Good practice regarding the issue would require Google to notify users that their inputs may be collected and analyzed and possibly enable the option to decline such data submissions. Schaub, Balebako, Durity, and Cranor (2015) describe a variety of factors that should be considered when designing privacy notices as well as use cases that match the various uses of Google Translate. Currently, the application keeps its privacy statement on a separate page twice removed from the main one, and the button that lets the user access the policy is small and does not attract significant attention.

References

Anggaira, A. S., & Hadi, M. S. (2017). Linguistic errors on narrative text translation using Google Translate. Pedagogy: Journal of English Language Teaching, 5(1), 1-14.

Castelvecchi, D. (2016). Deep learning boosts Google Translate tool.Web.

Kamocki, P., & O’Regan, J. (2016). Privacy issues in online machine translation services – European perspective. Web.

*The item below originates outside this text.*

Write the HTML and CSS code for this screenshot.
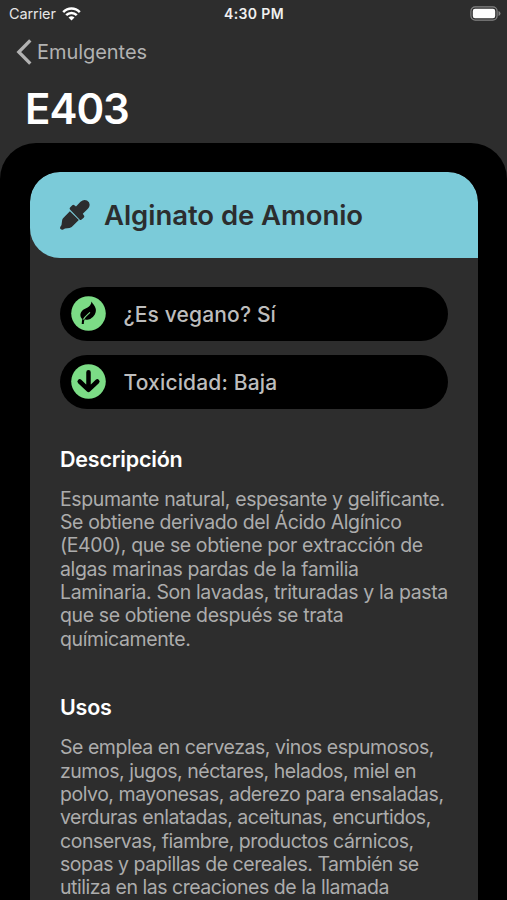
FILE: index.html
```html
<!DOCTYPE html>
<html lang="es">
<head>
<meta charset="utf-8">
<title>E403</title>
<link rel="stylesheet" href="styles.css">
</head>
<body>
<div class="screen">
  <div class="status">
    <div class="status-left"><span class="carrier">Carrier</span>
      <svg class="wifi" viewBox="0 0 19 14" width="19" height="14" fill="none" stroke="#fff" stroke-width="2.5"><path d="M1.2 5.2C6 .3 13 .3 17.8 5.2M4.2 8.2c3-3 7.600-3 10.600 0"/><path d="M9.500 13.600L6.500 10.600q3-2.500 6 0z" fill="#fff" stroke="none"/></svg>
    </div>
    <span class="clock">4:30 PM</span>
    <svg class="battery" viewBox="0 0 31 15" width="31" height="15"><rect x=".9" y=".9" width="26.200" height="13.200" rx="4.300" fill="none" stroke="#858585" stroke-width="1.200"/><rect x="2.800" y="2.800" width="22.400" height="9.400" rx="2.200" fill="#fff"/><path d="M28.500 5v5q2-.8 2-2.500T28.500 5z" fill="#858585"/></svg>
  </div>
  <nav class="back">
    <svg viewBox="0 0 16 26" width="16" height="26" fill="none" stroke="#b2b2b2" stroke-width="3.300"><path d="M14.300 1.300L2.800 13l11.500 11.700"/></svg>
    <span class="back-label">Emulgentes</span>
  </nav>
  <h1>E403</h1>
  <main class="panel">
    <article class="card">
      <header class="card-head">
        <svg class="dropper" viewBox="0 0 30 30" width="30" height="30" fill="#2c2d2e"><path d="M10.300 7.200l2-2q1-.8 2.100.1l1.600 1.100 4.500-4.600Q23.800-1 27 .6q3.400 1.900 2.400 5.600-.4 1.500-2 3L22.800 13.800l1.200 1.800q.7 1-.1 2l-2.200 2q-1.200.9-2.200-.1L10.200 9.700q-1.200-1.300.1-2.500z"/><path d="M9.900 11.200l8.900 8.900-7.100 6.900q-.9.8-2.200.9l-4.500.6-1.800 1.100q-1.600.7-2.600-.5-.9-1-.2-2.300l1.100-1.800.6-4.600q.2-1.400 1.200-2.300z"/></svg>
        <h2>Alginato de Amonio</h2>
      </header>
      <div class="card-body">
        <div class="pill">
          <svg viewBox="0 0 35 35" width="35" height="35"><circle cx="17.500" cy="17.500" r="17.300" fill="#7cdc86"/><path d="M20.600 5.500c.8 2.300 3.600 4.100 4.200 7.600.6 4-1.800 7.800-5.200 9.600-2 1.100-4.100 1-6.100.9q-.6 2-.7 4.500h-2.100q.1-3 .7-5C8.800 20.700 8.800 17.300 11 14.900c3-3.200 8.800-3 9.600-9.400z" fill="#000"/><path d="M12.400 23.600c1.500-3.300 3.900-4.700 6.600-7.200" fill="none" stroke="#7cdc86" stroke-width="1.100"/></svg>
          <span class="pill-text">¿Es vegano? Sí</span>
        </div>
        <div class="pill">
          <svg viewBox="0 0 35 35" width="35" height="35"><circle cx="17.500" cy="17.500" r="17.300" fill="#7cdc86"/><path d="M17.500 8.200v17M8.700 17.500l8.800 8.300 8.800-8.300" fill="none" stroke="#000" stroke-width="4.500" stroke-linecap="round" stroke-linejoin="round"/></svg>
          <span class="pill-text">Toxicidad: Baja</span>
        </div>
        <h3 class="h-desc">Descripción</h3>
        <p>Espumante natural, espesante y gelificante.<br>Se obtiene derivado del Ácido Algínico<br>(E400), que se obtiene por extracción de<br>algas marinas pardas de la familia<br>Laminaria. Son lavadas, trituradas y la pasta<br>que se obtiene después se trata<br>químicamente.</p>
        <h3 class="h-usos">Usos</h3>
        <p class="uses">Se emplea en cervezas, vinos espumosos,<br>zumos, jugos, néctares, helados, miel en<br>polvo, mayonesas, aderezo para ensaladas,<br>verduras enlatadas, aceitunas, encurtidos,<br>conservas, fiambre, productos cárnicos,<br>sopas y papillas de cereales. También se<br>utiliza en las creaciones de la llamada</p>
      </div>
    </article>
  </main>
</div>
</body>
</html>
```
FILE: styles.css
```css
* { box-sizing: border-box; margin: 0; padding: 0; }
body { background: #2d2d2d; font-family: Inter, "Liberation Sans", sans-serif; color: #fff; }
svg { display: block; flex: none; }
.screen { height: 900px; overflow: hidden; display: flex; flex-direction: column; }
.status { height: 27px; padding: 0 6px 0 9px; display: grid; grid-template-columns: 1fr auto 1fr; align-items: center; }
.status-left { display: flex; align-items: center; gap: 6px; color: #e6e6e6; }
.carrier { font-size: 14.5px; letter-spacing: -.1px; }
.clock { margin-right: 2px; font-size: 14px; font-weight: 600; letter-spacing: .35px; color: #f0f0f0; }
.battery { justify-self: end; }
.back { height: 50px; padding-left: 16px; display: flex; align-items: center; gap: 5px; color: #b2b2b2; }
.back-label { font-size: 20px; letter-spacing: -.05px; }
h1 { height: 66px; padding-left: 25px; line-height: 64px; font-size: 42px; font-weight: 600; letter-spacing: -1px; }
.panel { flex: 1; background: #000; border-radius: 36px 36px 0 0; padding: 29px 29.500px 0 30px; min-height: 0; }
.card { background: #2d2d2d; height: 100%; border-radius: 30px 30px 0 0; overflow: hidden; }
.card-head { height: 85.500px; background: #7bcbd9; border-radius: 30px 30px 0 30px; padding-left: 30px; display: flex; align-items: center; gap: 14px; color: #2c2d2e; }
h2 { padding-top: 1px; font-size: 27.500px; font-weight: 600; letter-spacing: -.05px; }
.card-body { padding: 29.500px 30px 0; white-space: nowrap; }
.pill { height: 53.500px; margin-bottom: 14.500px; border-radius: 27px; background: #000; display: flex; align-items: center; gap: 17px; padding-left: 11.500px; }
.pill svg { margin-left: -.5px; margin-right: .5px; }
.pill-text { padding-top: 1px; font-size: 21px; font-weight: 500; letter-spacing: .15px; color: #bdbdbd; }
h3 { font-size: 21.500px; font-weight: 600; letter-spacing: -.2px; line-height: 26px; }
.h-desc { margin-top: 37px; }
.h-usos { margin-top: 43.500px; }
p { margin-top: 16px; font-size: 19.500px; letter-spacing: -.39px; line-height: 23.350px; color: #acacac; }
.uses { letter-spacing: -.47px; }
```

Li, X., Zhang, J., & Zong, C. (2016). Towards zero unknown word in neural machine translation. In Proceedings of the Twenty-Fifth International Joint Conference on Artificial Intelligence (pp. 2852-2858). Palo Alto, CA: AAAI Press.

Luong, M. T., & Manning, C. D. (2015). Stanford neural machine translation systems for spoken language domains. Web.

Research. (n.d.). Web.

Schaub, F., Balebako, R., Durity, A. L., & Cranor, L. F. (2015). A design space for effective privacy notices. In Eleventh Symposium on Usable Privacy and Security (pp. 1-17). Ottawa, Canada: Carleton University.

Sreelekha, S., Bhattacharyya, P., Jha, S. K., & Malathi, D. (2016). A survey report on evolution of machine translation. International Journal of Control Theory and Applications, 9(33), 233-240.

Verma, M. N., Jain, A., Basak, A., & Saksena, K. B. (2018). Survey and analysis on language translator using neural machine translation. International Research Journal of Engineering and Technology, 5(4), 3720-3726.

Zhang, J., & Zong, C. (2015). Deep neural networks in machine translation: An overview. IEEE Intelligent Systems, 30(5), 16-25.